Something else no drama can be without right now is a sexy kitchen. Victoria (Jones) is always in hers, wiping down the gleaming white surfaces. It looks like a perfect kitchen for a perfect life: husband, two kids, successful property business run from home.
Then you notice little things: why is she wiping everything, even the kettle as it boils? Why is she chopping and changing her outfit for what should be a slobaround Saturday? Why is she scolding her daughters for wearing leggings? Why is she scolding her husband Chris (Ashley Walters) for “the 20th millionth time” for not putting the cushions back on the bed? Is it really 20 million? It could be.

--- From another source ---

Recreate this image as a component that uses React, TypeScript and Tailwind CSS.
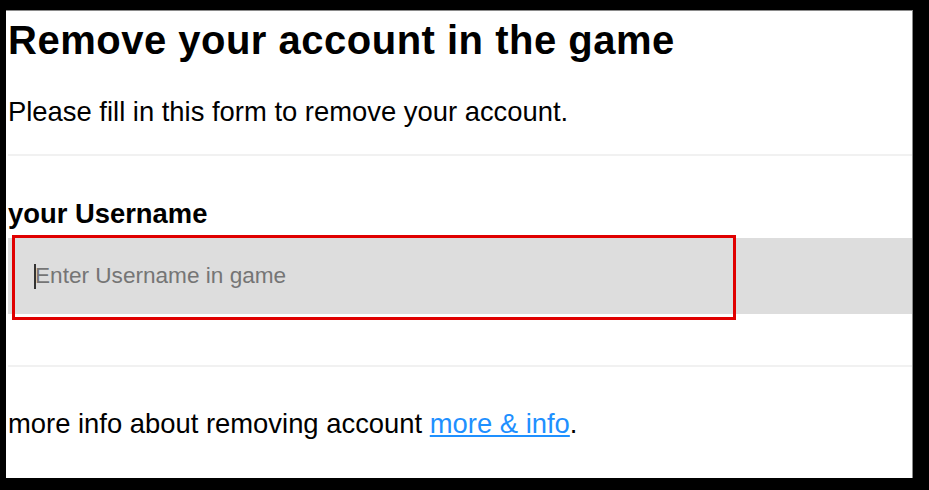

Victoria practices her spontaneity in front of a mirror: “Hi, hi, hi … ” Friends are coming round for dinner. “Don’t drink too much,” she cautions Chris, “and I’d like it all wrapped up by 11.30. Oh, and can we just act as if we like each other?” “But I do like you,” he says sadly. “I don’t have to pretend.” And the night is a disaster. Well, Victoria drops a plate, a disaster in her world. The guests are told to leave.
On the - spotless - surface, writer/director Dominic Savage’s film can be seen as an antidote to the trend for kitchens taking starring roles in dramas, which has grown from all these property porn shows. But it’s more than that.
For the last series with the I Am … prefix and this one, Savage has roughed out roles for his leads - all women - which are then developed through improvisation. Each has a personal resonance and Jones says she hopes hers “continues the important discussions around mental health”.
I Am Victoria is a tough watch but Jones makes for a compelling presence. She’s in almost every shot, usually alone, talking to herself or staring at her reflection as the panic mounts. I support the campaign to get kitchens out of dramas. But less Suranne Jones? No, you fools - let’s have more of her.
If you ever saw Iain Stirling’s stand-up show before, in his native Edinburgh or elsewhere before he found fame as the sarky voice of Love Island, you might remember a story the very last place he wanted to be after breaking up with his long-term girlfriend: at work, stranded on an out-of-town assignment, with pop clowns Jedward.
Now Stirling has exploited the dismal situation for a sitcom. He’s co-written Buffering (ITV2) and stars as Iain, a kids’ TV presenter, which was his previous gig. The real Iain played second fiddle to Hacker T. Dog on CBBC; this Iain surveys the sent-in artwork in the studio and, off-mic, mutters: “These birthday cards are s***. I mean look at that dad: he could be a murderer.”
If all of this sounds fairly indulgent, putting your life on screen right after the latest bulletin from Love Island’s baby-oiled, Balearic-based Brains Trust, then you should know that Jedward aren’t involved. And Buffering has some funny lines, with our hapless hero imploring his ex: “I’m an adult, I like olives - the most adult of all of the foods.” This is Olivia (Elena Saurel) who’s also Iain’s producer. They squabble constantly on set, with Iain accusing her of giving all the jokes to Larry the Lizard, and her reprimanding him for slagging off more pictures (“How many effing elephants does this girl think there are in Stevenage?”). But they still like to shag in storerooms and then Olivia gets pregnant.
The romantic lives of Iain’s flatmates are no less complicated. Ashley’s a commitment-ophobe, her stance hardening when Greg’s mum gifts them a doormat with their names on it. To get on better they try sexting and then a cookery course and seem to achieve some kind of equilibrium over Gregg Wallace: “I hate how he leaves the spoon in his mouth for too long when he’s tasting a pudding.”
What happens in Bulgaria? I mean, what do they watch on TV? The Devil’s Throat (Walter Presents/All 4) suggests pretty much the same as us: moody detectives, grisly discoveries in woods, sexy journalists (frankly is there any other kind?).
The first words spoken are subtitled: “You bastards!” I tried to learn them, thinking some Bulgar vulgarity might come in handy for when you don’t want folk knowing what you think about them, but this is a tricky, guttural language and even trickier written down with some of the letters back to front.
As crime dramas go, The Devil’s Throat is very much off-road and the setting must be new to just about all of us, adding to the intrigue of a dark tale of refugee-smuggling. We’re in Smolyan Province, mountainous and murderous, although Scots can take small comfort from the fact that lakes here are lochs. And I suppose there’s a distant echo of Jaws when a mayoral candidate wants the case of the corpse with the eyes removed - and replaced with those of a sheep - wrapped up quickly. His son is the detective leading the investigation who’s told: “Find a way to stop the fear.”